In deze zaak heeft de Hoge Raad op 21 december 2018 uitspraak gedaan over de ontvankelijkheid van een beroep in cassatie van een belanghebbende tegen een uitspraak van het Gerechtshof ’s-Hertogenbosch. De belanghebbende had een beroep gedaan op betalingsonmacht met betrekking tot het verschuldigde griffierecht. De griffier van de Hoge Raad had de belanghebbende in een aangetekende brief van 28 september 2018 in de gelegenheid gesteld om een verklaring omtrent afwezigheid van vermogen in te vullen en terug te zenden. Deze brief werd op het opgegeven adres afgeleverd, maar de belanghebbende heeft niet binnen de gestelde termijn gereageerd.
Op 17 oktober 2018 heeft de griffier het beroep op betalingsonmacht afgewezen en gewezen op de gevolgen van het niet tijdig betalen van het griffierecht. Ondanks een tweede aangetekende brief op 19 oktober 2018, waarin de belanghebbende opnieuw werd gewezen op de verschuldigdheid van het griffierecht, werd het griffierecht niet binnen de gestelde termijn voldaan. Pas op 2 november 2018 heeft de belanghebbende de verklaring omtrent afwezigheid van vermogen ingediend, maar de griffier oordeelde dat de belanghebbende niet voldeed aan de voorwaarden voor betalingsonmacht.

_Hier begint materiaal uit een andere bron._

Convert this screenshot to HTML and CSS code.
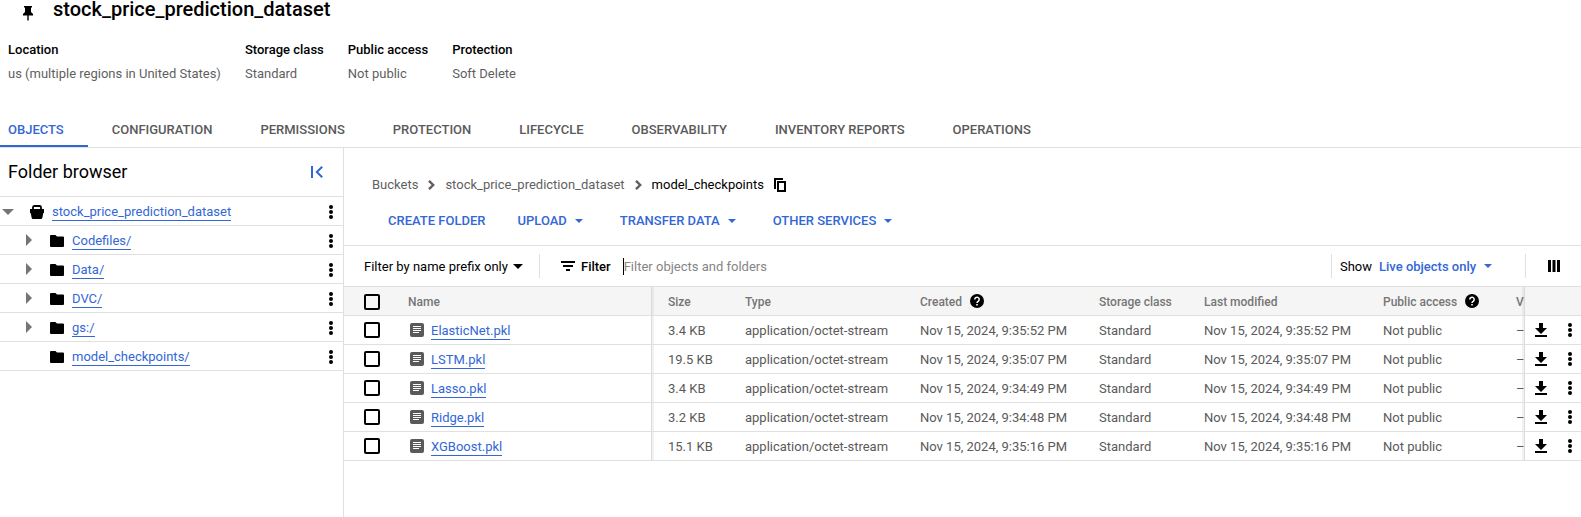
FILE: index.html
```html
<!DOCTYPE html>
<html lang="en">
<head>
<meta charset="utf-8">
<title>stock_price_prediction_dataset</title>
<link rel="stylesheet" href="styles.css">
</head>
<body>
<svg class="sprite" aria-hidden="true">
  <symbol id="dots" viewBox="0 0 4 14"><circle cx="2" cy="2" r="2"/><circle cx="2" cy="7" r="2"/><circle cx="2" cy="12" r="2"/></symbol>
  <symbol id="folder" viewBox="0 0 14 12"><path d="M1 0h4.500l1.500 1.500h6a1 1 0 0 1 1 1V11a1 1 0 0 1-1 1H1a1 1 0 0 1-1-1V1a1 1 0 0 1 1-1z"/></symbol>
  <symbol id="right" viewBox="0 0 6 12"><path d="M0 0l6 6-6 6z"/></symbol>
  <symbol id="down" viewBox="0 0 8 4"><path d="M0 0h8L4 4z"/></symbol>
  <symbol id="chevron" viewBox="0 0 7 10"><path d="M1 .8L5.200 5 1 9.200" fill="none" stroke="currentColor" stroke-width="2.400"/></symbol>
  <symbol id="file" viewBox="0 0 14 14"><rect width="14" height="14" rx="2"/><path d="M3 3.500h8M3 5.500h8M3 7.500h8M3 9.500h6" stroke="#fff" stroke-width="1"/></symbol>
  <symbol id="download" viewBox="0 0 12 14"><path d="M4 0h4v5h4l-6 6-6-6h4zM0 12h12v2H0z"/></symbol>
  <symbol id="help" viewBox="0 0 14 14"><circle cx="7" cy="7" r="7"/><path d="M4.800 5.500a2.200 2.200 0 1 1 3.600 1.600C7.600 7.700 7 8 7 9" fill="none" stroke="#fff" stroke-width="1.500"/><path d="M6.200 10h1.600v1.600H6.200z" fill="#fff"/></symbol>
</svg>

<header class="header">
  <div class="title-row">
    <svg class="pin" viewBox="0 0 10 15"><path d="M1 0h8v1.500H8V6l2 2v1.500H5.700V14L5 15l-.7-1V9.500H0V8l2-2V1.500H1z"/></svg>
    <h1 class="title">stock_price_prediction_dataset</h1>
  </div>
  <dl class="facts">
    <div><dt>Location</dt><dd>us (multiple regions in United States)</dd></div>
    <div><dt>Storage class</dt><dd>Standard</dd></div>
    <div><dt>Public access</dt><dd>Not public</dd></div>
    <div><dt>Protection</dt><dd>Soft Delete</dd></div>
  </dl>
</header>

<nav class="tabs">
  <a class="tab active" href="#objects">OBJECTS</a>
  <a class="tab" href="#configuration">CONFIGURATION</a>
  <a class="tab" href="#permissions">PERMISSIONS</a>
  <a class="tab" href="#protection">PROTECTION</a>
  <a class="tab" href="#lifecycle">LIFECYCLE</a>
  <a class="tab" href="#observability">OBSERVABILITY</a>
  <a class="tab" href="#inventory">INVENTORY REPORTS</a>
  <a class="tab" href="#operations">OPERATIONS</a>
</nav>

<div class="layout">
  <aside class="sidebar">
    <div class="side-head">
      <h2 class="side-title">Folder browser</h2>
      <button class="icon-btn blue" aria-label="Collapse"><svg width="12" height="12" viewBox="0 0 12 12"><path d="M1 0v12M11.200.7L5.800 6l5.400 5.300" fill="none" stroke="currentColor" stroke-width="2"/></svg></button>
    </div>
    <ul class="tree">
      <li class="node root">
        <button class="toggle" aria-label="Collapse"><svg width="12" height="6"><use href="#down"/></svg></button>
        <svg class="bucket" viewBox="0 0 14 14"><path d="M3 5V2.500Q3 1 4.500 1h5Q11 1 11 2.500V5" fill="none" stroke="#000" stroke-width="1.800"/><path d="M0 4h14v4h-.7L12.300 13q-.3 1-1.200 1H2.900Q2 14 1.700 13L.7 8H0z"/></svg>
        <a class="link" href="#root">stock_price_prediction_dataset</a>
        <button class="icon-btn more" aria-label="More"><svg width="4" height="14"><use href="#dots"/></svg></button>
      </li>
      <li class="node"><button class="toggle" aria-label="Expand"><svg width="6" height="12"><use href="#right"/></svg></button><svg class="folder"><use href="#folder"/></svg><a class="link" href="#codefiles">Codefiles/</a><button class="icon-btn more" aria-label="More"><svg width="4" height="14"><use href="#dots"/></svg></button></li>
      <li class="node"><button class="toggle" aria-label="Expand"><svg width="6" height="12"><use href="#right"/></svg></button><svg class="folder"><use href="#folder"/></svg><a class="link" href="#data">Data/</a><button class="icon-btn more" aria-label="More"><svg width="4" height="14"><use href="#dots"/></svg></button></li>
      <li class="node"><button class="toggle" aria-label="Expand"><svg width="6" height="12"><use href="#right"/></svg></button><svg class="folder"><use href="#folder"/></svg><a class="link" href="#dvc">DVC/</a><button class="icon-btn more" aria-label="More"><svg width="4" height="14"><use href="#dots"/></svg></button></li>
      <li class="node"><button class="toggle" aria-label="Expand"><svg width="6" height="12"><use href="#right"/></svg></button><svg class="folder"><use href="#folder"/></svg><a class="link" href="#gs">gs:/</a><button class="icon-btn more" aria-label="More"><svg width="4" height="14"><use href="#dots"/></svg></button></li>
      <li class="node"><span class="toggle"></span><svg class="folder"><use href="#folder"/></svg><a class="link" href="#model">model_checkpoints/</a><button class="icon-btn more" aria-label="More"><svg width="4" height="14"><use href="#dots"/></svg></button></li>
    </ul>
  </aside>

  <main class="main">
    <nav class="crumbs">
      <a href="#buckets">Buckets</a>
      <svg class="chevron"><use href="#chevron"/></svg>
      <a href="#root">stock_price_prediction_dataset</a>
      <svg class="chevron"><use href="#chevron"/></svg>
      <span class="current">model_checkpoints</span>
      <button class="icon-btn" aria-label="Copy"><svg width="12" height="14" viewBox="0 0 12 14"><path d="M1 11V1h8" fill="none" stroke="#000" stroke-width="2"/><path d="M4 4h7v9H4z" fill="none" stroke="#000" stroke-width="2"/></svg></button>
    </nav>
    <div class="actions">
      <button class="action">CREATE FOLDER</button>
      <button class="action menu">UPLOAD <svg class="caret"><use href="#down"/></svg></button>
      <button class="action menu">TRANSFER DATA <svg class="caret"><use href="#down"/></svg></button>
      <button class="action menu">OTHER SERVICES <svg class="caret"><use href="#down"/></svg></button>
    </div>
    <div class="filter-bar">
      <div class="pick">
        <select class="select" aria-label="Filter mode"><option>Filter by name prefix only</option></select>
        <svg width="10" height="5"><use href="#down"/></svg>
      </div>
      <label class="filter-label" for="filter"><svg width="14" height="10" viewBox="0 0 14 10"><path d="M0 0h14v2H0zM2 4h10v2H2zM5 8h4v2H5z"/></svg><span class="bar-text">Filter</span></label>
      <input class="filter-input" id="filter" type="text" placeholder="Filter objects and folders">
      <div class="show">
        <label class="bar-text" for="show">Show</label>
        <select class="select strong" id="show"><option>Live objects only</option></select>
        <svg class="caret"><use href="#down"/></svg>
      </div>
      <div class="columns"><button class="icon-btn" aria-label="Columns"><svg width="12" height="12" viewBox="0 0 12 12"><path d="M0 0h3v12H0zM4.500 0h3v12h-3zM9 0h3v12H9z"/></svg></button></div>
    </div>
    <table class="grid">
      <colgroup><col class="c-check"><col><col class="c-size"><col class="c-type"><col class="c-date"><col class="c-class"><col class="c-date"><col class="c-public"><col class="c-version"><col class="c-tools"></colgroup>
      <thead>
        <tr><th><input class="check" type="checkbox" aria-label="Select all"></th><th class="name">Name</th><th class="edge">Size</th><th>Type</th><th><span class="tip">Created<svg class="help"><use href="#help"/></svg></span></th><th>Storage class</th><th>Last modified</th><th><span class="tip">Public access<svg class="help"><use href="#help"/></svg></span></th><th class="edge-end">V</th><th class="tools"></th></tr>
      </thead>
      <tbody>
        <tr><td><input class="check" type="checkbox" aria-label="Select ElasticNet.pkl"></td><td class="name"><div class="file"><svg><use href="#file"/></svg><a class="link" href="#f1">ElasticNet.pkl</a></div></td><td class="edge">3.4 KB</td><td>application/octet-stream</td><td>Nov 15, 2024, 9:35:52 PM</td><td>Standard</td><td>Nov 15, 2024, 9:35:52 PM</td><td>Not public</td><td class="edge-end">–</td><td class="tools"><div class="tool-row"><button class="icon-btn" aria-label="Download"><svg width="12" height="14"><use href="#download"/></svg></button><button class="icon-btn" aria-label="More"><svg width="4" height="14"><use href="#dots"/></svg></button></div></td></tr>
        <tr><td><input class="check" type="checkbox" aria-label="Select LSTM.pkl"></td><td class="name"><div class="file"><svg><use href="#file"/></svg><a class="link" href="#f2">LSTM.pkl</a></div></td><td class="edge">19.5 KB</td><td>application/octet-stream</td><td>Nov 15, 2024, 9:35:07 PM</td><td>Standard</td><td>Nov 15, 2024, 9:35:07 PM</td><td>Not public</td><td class="edge-end">–</td><td class="tools"><div class="tool-row"><button class="icon-btn" aria-label="Download"><svg width="12" height="14"><use href="#download"/></svg></button><button class="icon-btn" aria-label="More"><svg width="4" height="14"><use href="#dots"/></svg></button></div></td></tr>
        <tr><td><input class="check" type="checkbox" aria-label="Select Lasso.pkl"></td><td class="name"><div class="file"><svg><use href="#file"/></svg><a class="link" href="#f3">Lasso.pkl</a></div></td><td class="edge">3.4 KB</td><td>application/octet-stream</td><td>Nov 15, 2024, 9:34:49 PM</td><td>Standard</td><td>Nov 15, 2024, 9:34:49 PM</td><td>Not public</td><td class="edge-end">–</td><td class="tools"><div class="tool-row"><button class="icon-btn" aria-label="Download"><svg width="12" height="14"><use href="#download"/></svg></button><button class="icon-btn" aria-label="More"><svg width="4" height="14"><use href="#dots"/></svg></button></div></td></tr>
        <tr><td><input class="check" type="checkbox" aria-label="Select Ridge.pkl"></td><td class="name"><div class="file"><svg><use href="#file"/></svg><a class="link" href="#f4">Ridge.pkl</a></div></td><td class="edge">3.2 KB</td><td>application/octet-stream</td><td>Nov 15, 2024, 9:34:48 PM</td><td>Standard</td><td>Nov 15, 2024, 9:34:48 PM</td><td>Not public</td><td class="edge-end">–</td><td class="tools"><div class="tool-row"><button class="icon-btn" aria-label="Download"><svg width="12" height="14"><use href="#download"/></svg></button><button class="icon-btn" aria-label="More"><svg width="4" height="14"><use href="#dots"/></svg></button></div></td></tr>
        <tr><td><input class="check" type="checkbox" aria-label="Select XGBoost.pkl"></td><td class="name"><div class="file"><svg><use href="#file"/></svg><a class="link" href="#f5">XGBoost.pkl</a></div></td><td class="edge">15.1 KB</td><td>application/octet-stream</td><td>Nov 15, 2024, 9:35:16 PM</td><td>Standard</td><td>Nov 15, 2024, 9:35:16 PM</td><td>Not public</td><td class="edge-end">–</td><td class="tools"><div class="tool-row"><button class="icon-btn" aria-label="Download"><svg width="12" height="14"><use href="#download"/></svg></button><button class="icon-btn" aria-label="More"><svg width="4" height="14"><use href="#dots"/></svg></button></div></td></tr>
      </tbody>
    </table>
  </main>
</div>
</body>
</html>
```
FILE: styles.css
```css
* { box-sizing: border-box; }
html { height: 100%; }
body {
  margin: 0;
  min-height: 100%;
  display: flex;
  flex-direction: column;
  font: 13px/16px Roboto, "Liberation Sans", sans-serif;
  color: #000;
  background: #fff;
}
.sprite { position: absolute; width: 0; height: 0; }
svg { flex: none; }
a { color: inherit; text-decoration: none; }
button, input, select { font: inherit; color: inherit; margin: 0; padding: 0; border: 0; background: none; }
button { cursor: pointer; }

.header { padding: 0 8px; }
.title-row { display: flex; align-items: center; gap: 20px; padding-left: 15px; height: 18px; }
.pin { width: 10px; height: 15px; margin-top: 8px; }
.title { margin: 0; font-size: 20px; line-height: 20px; font-weight: 500; }
.facts { display: flex; gap: 24px; margin: 24px 0 0; }
.facts dt { font-weight: 500; }
.facts dd { margin: 8px 0 0; color: #5f5f5f; }

.tabs { display: flex; margin-top: 29px; border-bottom: 1px solid #e0e0e0; }
.tab { padding: 11px 24px 7px; border-bottom: 2px solid transparent; font-weight: 500; color: #5a5a5a; }
.tab:first-child { padding-left: 8px; }
.tab.active { color: #3367d6; border-bottom-color: #3367d6; }

.layout { display: flex; flex: 1; }
.sidebar { flex: none; width: 344px; border-right: 1px solid #e0e0e0; }
.side-head { display: flex; align-items: center; justify-content: space-between; height: 49px; padding: 0 20px 0 8px; border-bottom: 1px solid #e0e0e0; }
.side-title { margin: 0; font-size: 18px; line-height: 24px; font-weight: 400; }
.icon-btn { display: flex; }
.blue { color: #3367d6; }
.tree { list-style: none; margin: 0; padding: 0; }
.node { display: flex; align-items: center; height: 29px; padding: 1px 10px 0 26px; border-bottom: 1px solid #e0e0e0; }
.node.root { padding-left: 2px; }
.toggle { display: flex; width: 24px; flex: none; padding-bottom: 2px; fill: #757575; }
.root .toggle { width: 28px; padding-bottom: 0; }
.bucket { width: 14px; height: 14px; margin-right: 8px; }
.folder { width: 14px; height: 12px; margin-right: 8px; }
.more { margin-left: auto; }
.link { padding-top: 2px; color: #3367d6; border-bottom: 1px solid #3367d6; }

.main { flex: 1; min-width: 0; }
.crumbs { display: flex; align-items: center; gap: 10px; padding: 29px 28px 0; color: #5f5f5f; }
.chevron { width: 7px; height: 10px; }
.current { color: #000; }
.actions { display: flex; gap: 32px; padding: 20px 44px 16px; border-bottom: 1px solid #e0e0e0; }
.action { display: flex; align-items: center; gap: 8px; font-weight: 500; color: #3367d6; fill: #3367d6; }
.menu { padding-right: 5px; }
.caret { width: 8px; height: 4px; fill: #3367d6; }

.filter-bar { display: flex; align-items: center; height: 40px; padding-left: 20px; }
.pick { display: flex; align-items: center; gap: 5px; height: 24px; padding-right: 16px; border-right: 1px solid #e0e0e0; }
.select { appearance: none; padding-top: 2px; }
.bar-text { padding-top: 2px; }
.select.strong { color: #3367d6; font-weight: 500; }
.filter-label { display: flex; align-items: center; gap: 6px; padding: 0 12px 0 21px; font-weight: 500; }
.filter-input { flex: 1; min-width: 0; height: 17px; border-left: 1px solid #000; outline: 0; }
.filter-input::placeholder { color: #858585; opacity: 1; }
.show { display: flex; align-items: center; gap: 7px; height: 24px; padding: 0 33px 0 8px; border-left: 1px solid #e0e0e0; }
.columns { display: flex; align-items: center; height: 24px; padding: 0 21px 0 22px; border-left: 1px solid #e0e0e0; }

.grid { width: 100%; table-layout: fixed; border-collapse: separate; border-spacing: 0; border-top: 1px solid #e0e0e0; color: #5a5a5a; }
.grid th, .grid td { height: 29px; padding: 2px 0 0 16px; border-bottom: 1px solid #e0e0e0; text-align: left; white-space: nowrap; overflow: hidden; vertical-align: middle; }
.grid th { font-size: 12px; font-weight: 500; color: #757575; background-color: #f5f5f5; }
.grid th:first-child, .grid td:first-child { padding-left: 20px; }
.grid td:first-child, .grid td.name, .grid td.tools { padding-top: 0; }
.c-check { width: 48px; }
.c-size { width: 77px; }
.c-type { width: 175px; }
.c-date { width: 179px; }
.c-class { width: 105px; }
.c-public { width: 133px; }
.c-version { width: 24px; }
.c-tools { width: 57px; }
.grid .name { border-right: 1px solid #dadada; }
.grid .edge { background-image: linear-gradient(to right, #0000000d 2px, transparent 2px); }
.grid .edge-end { background-image: linear-gradient(to left, #0000000d 2px, transparent 2px); }
.grid .tools { padding-left: 10px; border-left: 1px solid #dadada; }
.tool-row { display: flex; justify-content: space-between; padding-right: 9px; }
.file { display: flex; align-items: center; gap: 7px; padding-left: 2px; }
.file svg { width: 14px; height: 14px; fill: #5a5a5a; }
.tip { display: flex; align-items: center; gap: 8px; }
.help { width: 14px; height: 14px; margin-bottom: 2px; fill: #000; }
.check { appearance: none; display: block; width: 16px; height: 16px; border: 2px solid #000; border-radius: 2px; }
.check:checked { background: #3367d6; }
```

De Hoge Raad heeft uiteindelijk geoordeeld dat het beroep in cassatie niet-ontvankelijk moet worden verklaard op grond van artikel 8:41, lid 6, van de Algemene wet bestuursrecht (Awb). De Hoge Raad heeft geen termen aanwezig geacht voor een veroordeling in de proceskosten. Het door de belanghebbende betaalde griffierecht van € 126 wordt teruggegeven door de griffier van de Hoge Raad.